Alors, bien entendu, nous ne serons « contre rien », mais nous sommes pour une plus grande ambition, un projet plus grand. Certes l’idée de faire ce musée de l’esclavage (et aussi des abolitions) sur la place du général Catroux, dans le XVIIe arrondissement de Paris, au sein de l’hôtel Gaillard, est un premier pas. Mais cinq siècles d’histoire réclament plus qu’un premier pas et un lieu symbolique. L’hôtel de la Marine, au cœur de la capitale, fut au carrefour des histoires coloniales, de celle de l’esclavage et des abolitions. Et tant qu’à faire un musée, battons-nous pour qu’il soit au cœur des lieux de visite, au cœur symbolique de la nation.
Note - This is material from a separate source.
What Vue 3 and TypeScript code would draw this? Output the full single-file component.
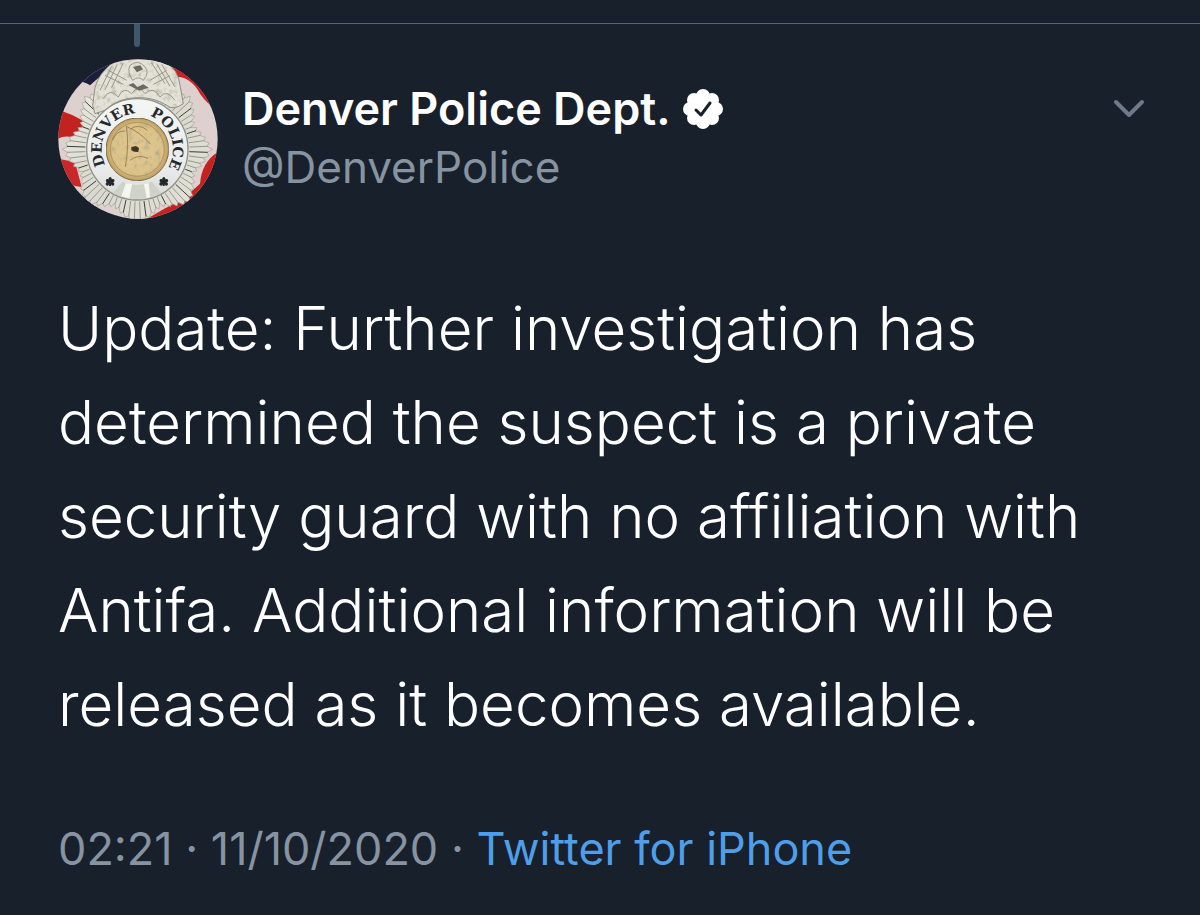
<script setup lang="ts">
interface Ray {
  x1: number
  y1: number
  x2: number
  y2: number
}

const lines: string[] = [
  'Update: Further investigation has',
  'determined the suspect is a private',
  'security guard with no affiliation with',
  'Antifa. Additional information will be',
  'released as it becomes available.',
]

const cx = 262
const cy = 297

function point(angle: number, radius: number): [number, number] {
  const a = (angle * Math.PI) / 180
  return [Math.round(cx + Math.cos(a) * radius), Math.round(cy + Math.sin(a) * radius)]
}

// Radius of the eight-pointed badge at a given angle.
function edge(angle: number): number {
  const fromTip = Math.abs((((angle % 45) + 45) % 45) - 22.5) / 22.5
  return 182 + fromTip * 40
}

const star: string = Array.from({ length: 144 }, (_, i) => {
  const angle = i * 2.5
  const [x, y] = point(angle, edge(angle) + (i % 2 ? -8 : 3))
  return `${x},${y}`
}).join(' ')

const rays: Ray[] = Array.from({ length: 72 }, (_, i) => {
  const angle = i * 5 + 2.5
  const [x1, y1] = point(angle, 156)
  const [x2, y2] = point(angle, edge(angle) - 6)
  return { x1, y1, x2, y2 }
})
</script>

<template>
  <main class="page">
    <div class="thread"><span class="connector"></span></div>
    <article class="tweet">
      <header class="head">
        <svg class="avatar" viewBox="24 26 480 480" role="img" aria-label="Denver Police badge">
          <defs>
            <clipPath id="round"><circle cx="264" cy="266" r="239" /></clipPath>
            <linearGradient id="silver" x1="0" y1="0" x2="1" y2="1">
              <stop offset="0" stop-color="#ecebe3" />
              <stop offset="0.5" stop-color="#dad9cf" />
              <stop offset="1" stop-color="#e4e3da" />
            </linearGradient>
            <linearGradient id="enamel" x1="0" y1="0" x2="0" y2="1">
              <stop offset="0" stop-color="#f4f5f5" />
              <stop offset="0.7" stop-color="#e9ebea" />
              <stop offset="1" stop-color="#d6d9d3" />
            </linearGradient>
            <radialGradient id="gold">
              <stop offset="0" stop-color="#e0c893" />
              <stop offset="0.8" stop-color="#dcc288" />
              <stop offset="1" stop-color="#bd9c5c" />
            </radialGradient>
            <filter id="relief" x="0" y="0" width="1" height="1">
              <feTurbulence type="fractalNoise" baseFrequency="0.06" numOctaves="3" seed="4" />
              <feColorMatrix values="0 0 0 0 0.42  0 0 0 0 0.37  0 0 0 0 0.26  2 0 0 0 -1" />
              <feComposite in2="SourceGraphic" operator="in" result="grain" />
              <feMerge>
                <feMergeNode in="SourceGraphic" />
                <feMergeNode in="grain" />
              </feMerge>
            </filter>
            <path id="ring" d="M262 404A107 107 0 0 1 262 190A107 107 0 0 1 262 404" />
          </defs>
          <g clip-path="url(#round)">
            <rect x="24" y="26" width="480" height="480" fill="#ddd0cf" />
            <path d="M100 26H210L120 105Q95 90 80 95Z" fill="#1c1c3b" />
            <path d="M24 180Q70 190 110 220L95 270Q50 250 24 265Z" fill="#c3231f" />
            <path d="M24 325L75 335L95 410Q60 410 24 370Z" fill="#c9272a" />
            <path d="M365 40Q400 90 490 130L500 20Z" fill="#c81f24" />
            <path d="M370 80Q420 75 450 130Q485 180 504 165V90L420 26H360Z" fill="#c72126" />
            <path d="M504 305Q455 335 450 400L400 445Q340 475 290 506H430Q504 460 504 305Z" fill="#c4221f" />
            <polygon :points="star" fill="url(#silver)" stroke="#a3a194" stroke-width="2" />
            <line
              v-for="(ray, i) in rays"
              :key="i"
              :x1="ray.x1"
              :y1="ray.y1"
              :x2="ray.x2"
              :y2="ray.y2"
              :stroke="i % 4 ? '#98978a' : '#3d3f37'"
              stroke-width="3"
            />
            <path
              d="M128 165L135 112Q145 70 190 36Q264 16 345 34Q385 58 390 105L400 160Q370 182 350 165Q310 140 262 142Q205 142 165 180L135 190Z"
              fill="#e4e2d8"
              stroke="#8c8b7f"
              stroke-width="3"
              filter="url(#relief)"
            />
            <g fill="none" stroke="#99978a" stroke-width="3">
              <path d="M185 48L150 120M202 42L165 118M220 38L185 112M175 60L230 90M165 75L220 102" />
              <path d="M335 42L375 110M320 40L360 108M305 38L345 100M350 60L300 90M360 76L310 102" />
              <path d="M240 45Q265 25 285 50Q300 65 280 90Q265 75 248 90Q230 65 240 45" />
              <path d="M160 145Q180 110 205 140Q220 105 245 130Q265 100 285 130Q310 105 330 140Q350 115 375 150" />
            </g>
            <path d="M249 50l22 -5 8 12-18 9zM235 104l15-6 12 12 18-8 16 10-28 9z" fill="#6b6a5e" />
            <circle cx="262" cy="297" r="152" fill="url(#enamel)" stroke="#8f9086" stroke-width="4" />
            <path d="M218 394L188 428Q262 462 334 428L306 394Q262 415 218 394Z" fill="#cfd2c6" />
            <path d="M228 398L214 438L238 444L246 402ZM282 402L290 444L300 440L296 398Z" fill="#f5f6f0" />
            <circle cx="262" cy="297" r="94" fill="url(#gold)" stroke="#7d6a42" stroke-width="3" filter="url(#relief)" />
            <g fill="none" stroke="#a0844f" stroke-width="3">
              <path d="M229 228Q238 285 226 350M229 228Q270 245 302 282" />
              <path d="M187 270Q200 240 225 242M242 236Q265 218 292 240M240 330Q264 310 294 324" />
              <circle cx="262" cy="297" r="81" stroke-width="2" />
            </g>
            <path d="M244 290l14-3 9 6-2 12-13-1-8-4z" fill="#403728" />
            <text class="badge-text">
              <textPath href="#ring" startOffset="33.4%" text-anchor="middle">DENVER</textPath>
            </text>
            <text class="badge-text">
              <textPath href="#ring" startOffset="69.6%" text-anchor="middle">POLICE</textPath>
            </text>
            <g fill="#25282a">
              <path id="flower" d="M180 392m-3-3a5 5 0 1 1 7 0a5 5 0 1 1 4 7a5 5 0 1 1-5 5v6h-6v-6a5 5 0 1 1-4-5a5 5 0 1 1 4-7Z" />
              <use href="#flower" x="161" />
            </g>
          </g>
        </svg>
        <div class="names">
          <h1 class="name">
            Denver Police Dept.
            <svg class="verified" viewBox="0 0 40 40" role="img" aria-label="Verified account">
              <g fill="#fff">
                <circle cx="20" cy="20" r="15" />
                <circle cx="20" cy="7" r="7" />
                <circle cx="29" cy="11" r="7" />
                <circle cx="33" cy="20" r="7" />
                <circle cx="29" cy="29" r="7" />
                <circle cx="20" cy="33" r="7" />
                <circle cx="11" cy="29" r="7" />
                <circle cx="7" cy="20" r="7" />
                <circle cx="11" cy="11" r="7" />
              </g>
              <path d="M13 21L18 26L27 14" fill="none" stroke="#18202b" stroke-width="3" stroke-linecap="round" stroke-linejoin="round" />
            </svg>
          </h1>
          <span class="handle">@DenverPolice</span>
        </div>
        <button class="more" type="button" aria-label="More options">
          <svg viewBox="0 0 32 20" width="32" height="20">
            <path d="M3 3L16 16L29 3" fill="none" stroke="#6f7a87" stroke-width="4" stroke-linecap="round" stroke-linejoin="round" />
          </svg>
        </button>
      </header>
      <p class="body">
        <template v-for="line in lines" :key="line">{{ line }}<br /></template>
      </p>
      <footer class="meta">
        <time>02:21</time> · <time>11/10/2020</time> · <a class="source" href="#">Twitter for iPhone</a>
      </footer>
    </article>
  </main>
</template>

<style>
body {
  background: #18202b;
}
</style>

<style scoped>
.page {
  padding-top: 23px;
  font-family: Inter, "Liberation Sans", sans-serif;
  color: #fff;
}
.thread {
  height: 35px;
  padding-left: 134px;
  border-top: 1px solid #56626e;
}
.connector {
  display: block;
  width: 6px;
  height: 23px;
  border-radius: 0 0 3px 3px;
  background: #40566a;
}
.tweet {
  padding: 0 55px 32px 58px;
}
.head {
  display: flex;
  align-items: flex-start;
}
.avatar {
  flex: none;
  width: 160px;
  height: 160px;
}
.badge-text {
  font: bold 43px "DejaVu Serif", serif;
  fill: #26292b;
}
.names {
  flex: 1;
  padding: 21px 0 0 24px;
}
.name {
  display: flex;
  align-items: center;
  gap: 12px;
  margin: 0;
  font-size: 45px;
  font-weight: 600;
  line-height: 58px;
}
.verified {
  width: 40px;
  height: 40px;
}
.handle {
  display: block;
  font-size: 44px;
  line-height: 58px;
  color: #8793a1;
}
.more {
  margin-top: 40px;
  padding: 0;
  border: 0;
  background: none;
  cursor: pointer;
}
.more svg {
  display: block;
}
.body {
  margin: 62px 0 0;
  font-size: 60px;
  font-weight: 300;
  line-height: 94px;
}
.meta {
  margin-top: 69px;
  font-size: 45px;
  line-height: 58px;
  color: #8793a1;
}
.source {
  color: #4f9ee9;
  text-decoration: none;
}
</style>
Ayons, oui, l’ambition que l’Amérique connaît aujourd’hui avec le National Museum of African American History and Culture en faisant entrer l’histoire des Noirs et des esclaves dans le récit de l’Amérique… et dont le projet, qui a débuté en 2003, sera inauguré par Barack Obama avant la fin de son second mandat. Les concepteurs de ce musée veulent en faire un lieu majeur à Washington, avec plus de trois millions de visiteurs par an, juste derrière le Musée de l’Espace.
Nous devons avoir la même ambition, le même rêve, la même volonté et nous devons voir grand. Nous le devons aux générations qui arrivent pour leur donner les clés du savoir, et nous le devons pour affronter les brisures du passé. Nous le devons, tout simplement, parce que cette histoire a commencé en 1524 sur les rives du Saint-Laurent et qu’elle nous hante (encore) cinq siècles plus tard. Nous pouvons le faire, car c’est le rôle de notre génération que d’avoir cette ambition. Celle de bâtir un grand musée des colonisations. Un grand musée français, un grand musée européen aussi, un musée pour les pays qui, sur les cinq continents, sont liés à cette histoire. Un musée monde. Ayons cette ambition.